** start **
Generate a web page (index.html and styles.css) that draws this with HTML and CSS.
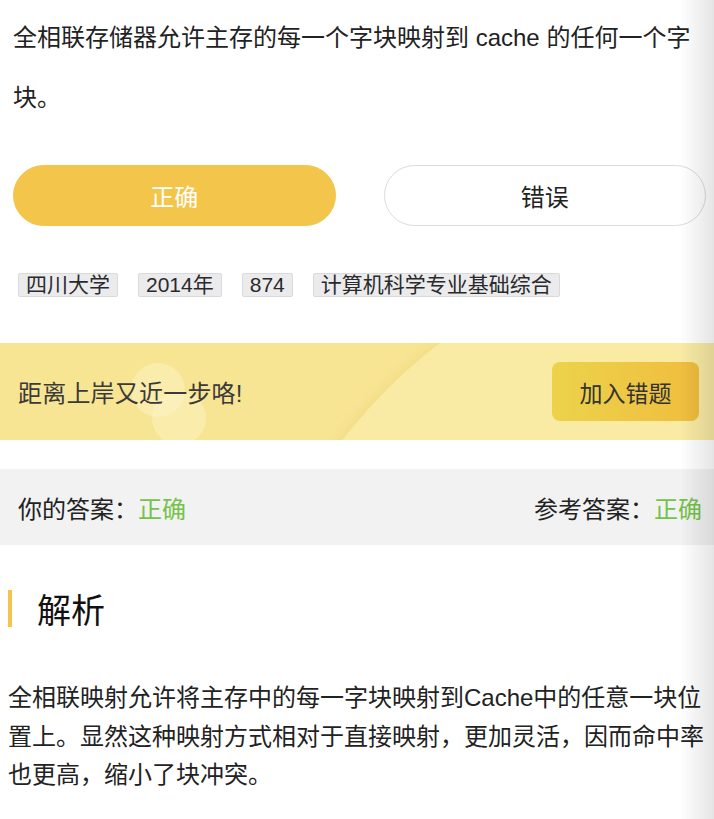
FILE: index.html
```html
<!DOCTYPE html>
<html>
<head>
<meta charset="utf-8">
<link rel="stylesheet" href="styles.css">
</head>
<body>
  <div class="question">全相联存储器允许主存的每一个字块映射到 cache 的任何一个字块。</div>

  <div class="options">
    <button class="options__btn options__btn_active">正确</button>
    <button class="options__btn">错误</button>
  </div>

  <div class="tags">
    <span class="tags__item">四川大学</span>
    <span class="tags__item">2014年</span>
    <span class="tags__item">874</span>
    <span class="tags__item">计算机科学专业基础综合</span>
  </div>

  <div class="banner">
    <span class="banner__arc"></span>
    <span class="banner__dot banner__dot_one"></span>
    <span class="banner__dot banner__dot_two"></span>
    <span class="banner__text">距离上岸又近一步咯!</span>
    <button class="banner__btn">加入错题</button>
  </div>

  <div class="answer">
    <div>你的答案：<span class="answer__ok">正确</span></div>
    <div>参考答案：<span class="answer__ok">正确</span></div>
  </div>

  <div class="analysis">
    <h2 class="analysis__title">解析</h2>
    <p class="analysis__text">全相联映射允许将主存中的每一字块映射到Cache中的任意一块位置上。显然这种映射方式相对于直接映射，更加灵活，因而命中率也更高，缩小了块冲突。</p>
  </div>

  <div class="edge-shade"></div>
</body>
</html>
```

FILE: styles.css
```css
body {
    margin: 0;
    font-family: "Liberation Sans", "Noto Sans CJK SC", sans-serif;
    color: #222;
    background: #fff;
}

.question {
    padding: 8px 13px 0;
    font-size: 24px;
    line-height: 60px;
}

.options {
    display: flex;
    gap: 48px;
    margin-top: 37px;
    padding: 0 8px 0 13px;
}

.options__btn {
    flex: 1;
    height: 61px;
    border: 1px solid #dcdcdc;
    border-radius: 31px;
    background: #fff;
    color: #222;
    font-family: inherit;
    font-size: 24px;
    padding: 0;
}

.options__btn_active {
    background: #f3c64b;
    border-color: #f3c64b;
    color: #fff;
}

.tags {
    display: flex;
    gap: 20px;
    margin-top: 47px;
    padding-left: 18px;
}

.tags__item {
    height: 22px;
    padding: 0 7px;
    border: 1px solid #dadada;
    border-radius: 2px;
    background: #ebebed;
    color: #2a2a2a;
    font-size: 21px;
    line-height: 22px;
}

.banner {
    position: relative;
    overflow: hidden;
    display: flex;
    align-items: center;
    justify-content: space-between;
    height: 97px;
    margin-top: 46px;
    padding: 0 15px 0 18px;
    background: #f8e594;
}

.banner__arc {
    position: absolute;
    left: 232px;
    top: -108px;
    width: 1056px;
    height: 1056px;
    border-radius: 50%;
    background: #f9eaa4;
    box-shadow: -4px 0 14px rgba(232, 200, 100, 0.35);
}

.banner__dot {
    position: absolute;
    width: 54px;
    height: 54px;
    border-radius: 50%;
    background: rgba(255, 248, 215, 0.35);
}

.banner__dot_one {
    left: 131px;
    top: 20px;
}

.banner__dot_two {
    left: 152px;
    top: 48px;
}

.banner__text {
    position: relative;
    color: #3a3a3a;
    font-size: 24px;
    letter-spacing: 0.2px;
}

.banner__btn {
    position: relative;
    width: 147px;
    height: 59px;
    border: none;
    border-radius: 8px;
    background: linear-gradient(90deg, #ecd34b, #f0bd3e);
    color: #333;
    font-family: inherit;
    font-size: 23px;
    padding: 0;
}

.answer {
    display: flex;
    align-items: center;
    justify-content: space-between;
    height: 76px;
    margin-top: 29px;
    padding: 0 12px 0 18px;
    background: #f2f2f2;
    font-size: 24px;
    color: #222;
}

.answer__ok {
    color: #74c24a;
}

.analysis {
    padding: 0 8px;
}

.analysis__title {
    margin: 45px 0 0;
    height: 37px;
    padding-left: 25px;
    border-left: 4px solid #f3c64b;
    font-size: 34px;
    font-weight: normal;
    line-height: 42px;
    color: #111;
}

.analysis__text {
    margin: 52px 0 0;
    font-size: 24px;
    line-height: 38.6px;
    color: #222;
}

.edge-shade {
    position: fixed;
    top: 0;
    right: 0;
    bottom: 0;
    width: 34px;
    background: linear-gradient(90deg, rgba(0, 0, 0, 0), rgba(0, 0, 0, 0.1));
    pointer-events: none;
}
```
** end **
### Task objective
Take the listing and print it again exactly, but without any pictures.

### Result
Generate a web page (index.html and styles.css) that draws this with HTML and CSS.
FILE: index.html
```html
<!DOCTYPE html>
<html>
<head>
<meta charset="utf-8">
<link rel="stylesheet" href="styles.css">
</head>
<body>
  <div class="question">全相联存储器允许主存的每一个字块映射到 cache 的任何一个字块。</div>

  <div class="options">
    <button class="options__btn options__btn_active">正确</button>
    <button class="options__btn">错误</button>
  </div>

  <div class="tags">
    <span class="tags__item">四川大学</span>
    <span class="tags__item">2014年</span>
    <span class="tags__item">874</span>
    <span class="tags__item">计算机科学专业基础综合</span>
  </div>

  <div class="banner">
    <span class="banner__arc"></span>
    <span class="banner__dot banner__dot_one"></span>
    <span class="banner__dot banner__dot_two"></span>
    <span class="banner__text">距离上岸又近一步咯!</span>
    <button class="banner__btn">加入错题</button>
  </div>

  <div class="answer">
    <div>你的答案：<span class="answer__ok">正确</span></div>
    <div>参考答案：<span class="answer__ok">正确</span></div>
  </div>

  <div class="analysis">
    <h2 class="analysis__title">解析</h2>
    <p class="analysis__text">全相联映射允许将主存中的每一字块映射到Cache中的任意一块位置上。显然这种映射方式相对于直接映射，更加灵活，因而命中率也更高，缩小了块冲突。</p>
  </div>

  <div class="edge-shade"></div>
</body>
</html>
```

FILE: styles.css
```css
body {
    margin: 0;
    font-family: "Liberation Sans", "Noto Sans CJK SC", sans-serif;
    color: #222;
    background: #fff;
}

.question {
    padding: 8px 13px 0;
    font-size: 24px;
    line-height: 60px;
}

.options {
    display: flex;
    gap: 48px;
    margin-top: 37px;
    padding: 0 8px 0 13px;
}

.options__btn {
    flex: 1;
    height: 61px;
    border: 1px solid #dcdcdc;
    border-radius: 31px;
    background: #fff;
    color: #222;
    font-family: inherit;
    font-size: 24px;
    padding: 0;
}

.options__btn_active {
    background: #f3c64b;
    border-color: #f3c64b;
    color: #fff;
}

.tags {
    display: flex;
    gap: 20px;
    margin-top: 47px;
    padding-left: 18px;
}

.tags__item {
    height: 22px;
    padding: 0 7px;
    border: 1px solid #dadada;
    border-radius: 2px;
    background: #ebebed;
    color: #2a2a2a;
    font-size: 21px;
    line-height: 22px;
}

.banner {
    position: relative;
    overflow: hidden;
    display: flex;
    align-items: center;
    justify-content: space-between;
    height: 97px;
    margin-top: 46px;
    padding: 0 15px 0 18px;
    background: #f8e594;
}

.banner__arc {
    position: absolute;
    left: 232px;
    top: -108px;
    width: 1056px;
    height: 1056px;
    border-radius: 50%;
    background: #f9eaa4;
    box-shadow: -4px 0 14px rgba(232, 200, 100, 0.35);
}

.banner__dot {
    position: absolute;
    width: 54px;
    height: 54px;
    border-radius: 50%;
    background: rgba(255, 248, 215, 0.35);
}

.banner__dot_one {
    left: 131px;
    top: 20px;
}

.banner__dot_two {
    left: 152px;
    top: 48px;
}

.banner__text {
    position: relative;
    color: #3a3a3a;
    font-size: 24px;
    letter-spacing: 0.2px;
}

.banner__btn {
    position: relative;
    width: 147px;
    height: 59px;
    border: none;
    border-radius: 8px;
    background: linear-gradient(90deg, #ecd34b, #f0bd3e);
    color: #333;
    font-family: inherit;
    font-size: 23px;
    padding: 0;
}

.answer {
    display: flex;
    align-items: center;
    justify-content: space-between;
    height: 76px;
    margin-top: 29px;
    padding: 0 12px 0 18px;
    background: #f2f2f2;
    font-size: 24px;
    color: #222;
}

.answer__ok {
    color: #74c24a;
}

.analysis {
    padding: 0 8px;
}

.analysis__title {
    margin: 45px 0 0;
    height: 37px;
    padding-left: 25px;
    border-left: 4px solid #f3c64b;
    font-size: 34px;
    font-weight: normal;
    line-height: 42px;
    color: #111;
}

.analysis__text {
    margin: 52px 0 0;
    font-size: 24px;
    line-height: 38.6px;
    color: #222;
}

.edge-shade {
    position: fixed;
    top: 0;
    right: 0;
    bottom: 0;
    width: 34px;
    background: linear-gradient(90deg, rgba(0, 0, 0, 0), rgba(0, 0, 0, 0.1));
    pointer-events: none;
}
```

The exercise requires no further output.